On Thursday, the Pentagon expressed gratitude to Belize for supporting “ongoing US efforts focused on responsibly reducing the detainee population and ultimately closing the Guantanamo Bay facility”.
The prison once housed nearly 800 detainees, many of whom initially spent time at covert CIA locations known as black sites, where they were tortured under a so-called “enhanced interrogation” programme authorised by former President George W Bush’s administration.
A 2014 US Senate report detailed some of the torture techniques used on prisoners, including Khan, at these facilities.
“I was a ghost, a walking dead man,” Khan said in his statement on Thursday. “The CIA wanted me to remain this way forever.
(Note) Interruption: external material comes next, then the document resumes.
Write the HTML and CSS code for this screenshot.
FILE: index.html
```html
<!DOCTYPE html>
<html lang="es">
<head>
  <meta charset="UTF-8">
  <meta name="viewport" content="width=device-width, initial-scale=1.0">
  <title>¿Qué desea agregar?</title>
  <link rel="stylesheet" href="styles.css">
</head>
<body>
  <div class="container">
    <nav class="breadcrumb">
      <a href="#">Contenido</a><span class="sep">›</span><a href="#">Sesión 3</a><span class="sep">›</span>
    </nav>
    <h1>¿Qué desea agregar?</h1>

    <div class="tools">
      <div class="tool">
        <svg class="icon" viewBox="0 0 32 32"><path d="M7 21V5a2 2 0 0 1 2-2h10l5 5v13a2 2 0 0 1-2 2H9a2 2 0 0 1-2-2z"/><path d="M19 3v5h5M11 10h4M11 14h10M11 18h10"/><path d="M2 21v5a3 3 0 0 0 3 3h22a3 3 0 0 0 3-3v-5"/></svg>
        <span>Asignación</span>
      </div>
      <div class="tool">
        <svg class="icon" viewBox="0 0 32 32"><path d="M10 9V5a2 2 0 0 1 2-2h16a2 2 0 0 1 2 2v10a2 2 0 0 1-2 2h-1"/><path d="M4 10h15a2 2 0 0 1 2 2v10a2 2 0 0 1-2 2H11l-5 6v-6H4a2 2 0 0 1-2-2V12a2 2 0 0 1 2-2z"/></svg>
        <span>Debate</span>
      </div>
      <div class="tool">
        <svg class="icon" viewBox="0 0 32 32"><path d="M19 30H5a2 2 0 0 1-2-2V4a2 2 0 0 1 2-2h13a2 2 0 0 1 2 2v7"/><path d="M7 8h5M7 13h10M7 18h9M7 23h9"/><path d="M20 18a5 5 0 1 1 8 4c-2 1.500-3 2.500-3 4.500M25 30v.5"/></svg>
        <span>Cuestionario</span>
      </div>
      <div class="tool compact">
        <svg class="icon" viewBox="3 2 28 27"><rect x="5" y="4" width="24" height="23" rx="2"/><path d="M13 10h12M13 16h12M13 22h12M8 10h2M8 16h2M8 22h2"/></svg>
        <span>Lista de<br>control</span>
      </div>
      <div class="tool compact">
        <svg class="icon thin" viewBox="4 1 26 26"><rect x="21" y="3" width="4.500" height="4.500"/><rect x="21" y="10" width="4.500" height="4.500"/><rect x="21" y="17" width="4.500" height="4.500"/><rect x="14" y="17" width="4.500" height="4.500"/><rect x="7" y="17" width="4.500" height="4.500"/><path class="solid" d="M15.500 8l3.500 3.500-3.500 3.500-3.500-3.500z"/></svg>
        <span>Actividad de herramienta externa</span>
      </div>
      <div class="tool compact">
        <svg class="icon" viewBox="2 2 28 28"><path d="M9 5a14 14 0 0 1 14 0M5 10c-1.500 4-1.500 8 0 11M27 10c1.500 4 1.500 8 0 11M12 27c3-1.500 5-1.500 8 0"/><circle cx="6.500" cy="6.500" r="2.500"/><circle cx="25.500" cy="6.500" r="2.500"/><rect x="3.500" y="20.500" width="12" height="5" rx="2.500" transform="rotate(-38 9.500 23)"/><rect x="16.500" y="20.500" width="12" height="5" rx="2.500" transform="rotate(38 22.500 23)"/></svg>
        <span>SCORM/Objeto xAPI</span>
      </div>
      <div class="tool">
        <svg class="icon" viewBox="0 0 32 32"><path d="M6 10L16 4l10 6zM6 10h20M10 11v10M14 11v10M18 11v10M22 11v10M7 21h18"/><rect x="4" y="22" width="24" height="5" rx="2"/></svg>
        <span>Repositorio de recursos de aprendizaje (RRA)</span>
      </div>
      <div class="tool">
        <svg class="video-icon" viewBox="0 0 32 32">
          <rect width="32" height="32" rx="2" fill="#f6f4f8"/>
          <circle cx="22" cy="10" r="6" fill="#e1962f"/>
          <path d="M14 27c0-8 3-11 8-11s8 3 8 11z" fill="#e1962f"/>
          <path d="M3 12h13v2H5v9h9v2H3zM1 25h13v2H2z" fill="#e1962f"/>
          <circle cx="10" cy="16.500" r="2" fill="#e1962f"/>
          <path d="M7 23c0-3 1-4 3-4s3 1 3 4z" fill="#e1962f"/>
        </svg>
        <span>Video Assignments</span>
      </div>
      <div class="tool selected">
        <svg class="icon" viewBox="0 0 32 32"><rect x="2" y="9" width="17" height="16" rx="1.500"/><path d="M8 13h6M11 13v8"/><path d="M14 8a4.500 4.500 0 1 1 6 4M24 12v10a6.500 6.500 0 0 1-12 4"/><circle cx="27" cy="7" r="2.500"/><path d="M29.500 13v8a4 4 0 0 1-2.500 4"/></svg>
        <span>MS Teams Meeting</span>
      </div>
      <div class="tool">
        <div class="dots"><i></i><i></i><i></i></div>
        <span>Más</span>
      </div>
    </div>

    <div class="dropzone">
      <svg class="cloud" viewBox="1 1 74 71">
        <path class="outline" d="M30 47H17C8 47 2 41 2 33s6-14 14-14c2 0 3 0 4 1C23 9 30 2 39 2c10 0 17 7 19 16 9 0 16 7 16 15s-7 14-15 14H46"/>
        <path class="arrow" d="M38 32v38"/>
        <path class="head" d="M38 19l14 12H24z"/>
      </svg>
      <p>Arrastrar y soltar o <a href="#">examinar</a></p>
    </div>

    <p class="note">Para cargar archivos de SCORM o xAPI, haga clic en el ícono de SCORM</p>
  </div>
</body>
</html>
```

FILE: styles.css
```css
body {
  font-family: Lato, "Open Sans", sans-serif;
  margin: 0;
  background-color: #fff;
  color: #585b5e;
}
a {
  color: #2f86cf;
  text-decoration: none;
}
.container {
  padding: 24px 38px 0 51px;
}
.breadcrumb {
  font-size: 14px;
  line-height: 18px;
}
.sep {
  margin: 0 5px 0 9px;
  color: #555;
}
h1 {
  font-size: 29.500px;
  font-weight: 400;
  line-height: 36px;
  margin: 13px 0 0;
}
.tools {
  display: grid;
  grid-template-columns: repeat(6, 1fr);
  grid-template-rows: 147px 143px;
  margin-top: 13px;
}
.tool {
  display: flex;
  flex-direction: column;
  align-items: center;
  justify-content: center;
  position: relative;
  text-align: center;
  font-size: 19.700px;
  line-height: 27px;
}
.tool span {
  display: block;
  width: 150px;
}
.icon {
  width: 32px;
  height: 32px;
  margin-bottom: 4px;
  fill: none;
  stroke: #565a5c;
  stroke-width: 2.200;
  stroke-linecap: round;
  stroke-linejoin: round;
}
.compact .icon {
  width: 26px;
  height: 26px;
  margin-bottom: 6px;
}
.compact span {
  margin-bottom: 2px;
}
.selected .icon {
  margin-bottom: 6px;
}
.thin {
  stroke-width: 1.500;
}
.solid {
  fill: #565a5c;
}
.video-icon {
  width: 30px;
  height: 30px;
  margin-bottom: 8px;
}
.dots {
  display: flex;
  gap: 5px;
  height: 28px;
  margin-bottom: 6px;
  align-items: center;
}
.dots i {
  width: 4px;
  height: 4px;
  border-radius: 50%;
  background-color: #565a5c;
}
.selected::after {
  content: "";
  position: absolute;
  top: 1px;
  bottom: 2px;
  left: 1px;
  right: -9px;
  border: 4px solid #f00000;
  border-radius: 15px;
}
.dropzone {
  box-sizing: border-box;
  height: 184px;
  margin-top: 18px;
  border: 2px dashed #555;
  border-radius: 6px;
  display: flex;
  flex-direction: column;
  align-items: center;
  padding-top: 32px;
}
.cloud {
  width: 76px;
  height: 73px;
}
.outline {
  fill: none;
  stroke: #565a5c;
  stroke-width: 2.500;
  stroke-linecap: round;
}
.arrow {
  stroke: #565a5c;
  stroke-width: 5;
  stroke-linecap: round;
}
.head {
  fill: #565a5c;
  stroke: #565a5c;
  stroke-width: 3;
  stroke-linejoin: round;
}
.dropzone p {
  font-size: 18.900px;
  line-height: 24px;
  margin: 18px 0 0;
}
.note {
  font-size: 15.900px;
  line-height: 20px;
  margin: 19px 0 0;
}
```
In fact, when I was being tortured, I often wished for death to escape the terror and the pain.”
Wells Dixon, a senior lawyer at the Center for Constitutional Rights who represented Khan, said the legal advocacy group was “thrilled” by his release.
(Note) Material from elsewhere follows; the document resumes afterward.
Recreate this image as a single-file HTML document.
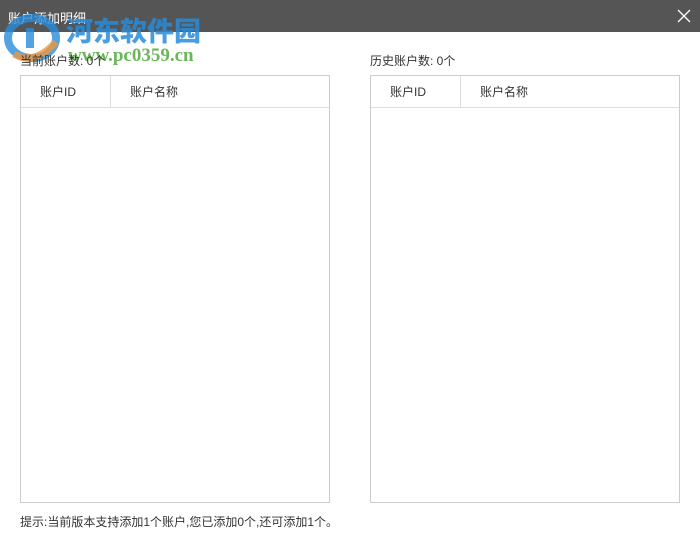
<!DOCTYPE html>
<html><head><meta charset="utf-8"><style>
body{margin:0;width:700px;height:550px;background:#fff;position:relative;overflow:hidden;font-family:"Liberation Sans","Noto Sans CJK SC",sans-serif;font-size:12px;color:#333}
.title{position:absolute;left:0;top:0;width:700px;height:32px;background:#555}
.title span{position:absolute;left:8px;top:8px;color:#fff;font-size:13px}
.x{position:absolute;left:677px;top:9px}
.lbl{position:absolute;top:52px}
.tbl{position:absolute;top:75px;width:308px;height:426px;border:1px solid #ccc}
.hd{height:31px;border-bottom:1px solid #ddd;position:relative}
.hd .d{position:absolute;left:89px;top:0;width:1px;height:31px;background:#ddd}
.hd span{position:absolute;top:7px}
.wm1{position:absolute;left:66px;top:10px;font-family:"Noto Sans CJK SC",sans-serif;font-weight:900;font-size:27px;color:rgba(40,140,220,.85);letter-spacing:0px}
.wm2{position:absolute;left:68px;top:45px;font-family:"Liberation Serif",serif;font-weight:bold;font-size:19px;color:rgba(80,170,60,.85)}
</style></head><body>
<div class="title"><span>账户添加明细</span>
<svg class="x" width="14" height="14"><path d="M1 1L13 13M13 1L1 13" stroke="#fff" stroke-width="1.3"/></svg></div>
<svg style="position:absolute;left:4px;top:14px" width="60" height="50"><ellipse cx="28" cy="24" rx="24" ry="20" fill="none" stroke="rgba(40,140,220,.8)" stroke-width="8"/><path d="M10 40 Q30 52 52 28" stroke="rgba(240,150,60,.8)" stroke-width="7" fill="none"/><rect x="22" y="14" width="8" height="20" fill="rgba(40,140,220,.8)"/></svg>
<div class="wm1">河东软件园</div>
<div class="wm2">www.pc0359.cn</div>
<div class="lbl" style="left:20px">当前账户数: 0个</div>
<div class="lbl" style="left:370px">历史账户数: 0个</div>
<div class="tbl" style="left:20px"><div class="hd"><span style="left:19px">账户ID</span><div class="d"></div><span style="left:109px">账户名称</span></div></div>
<div class="tbl" style="left:370px"><div class="hd"><span style="left:19px">账户ID</span><div class="d"></div><span style="left:109px">账户名称</span></div></div>
<div style="position:absolute;left:20px;top:513px">提示:当前版本支持添加1个账户,您已添加0个,还可添加1个。</div>
</body></html>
“Belize has done an outstanding job to prepare for his resettlement, and their success serves as a model for other countries to accept men who no one thinks should remain at Guantanamo but who cannot return to their home countries for humanitarian reasons,” Dixon said in a statement.
Khan was released days ahead of the first-ever visit by a United Nations expert to Guantanamo.
Fionnuala Ni Aolain, the special UN rapporteur on the promotion and protection of human rights and fundamental freedoms while countering terrorism, will share her findings and recommendations after the trip, which is expected to begin next week.
Ni Aolain will also interview survivors of the September 11, 2001, attacks in the US as well as former Guantanamo detainees over the next three months, the UN Human Rights Office said.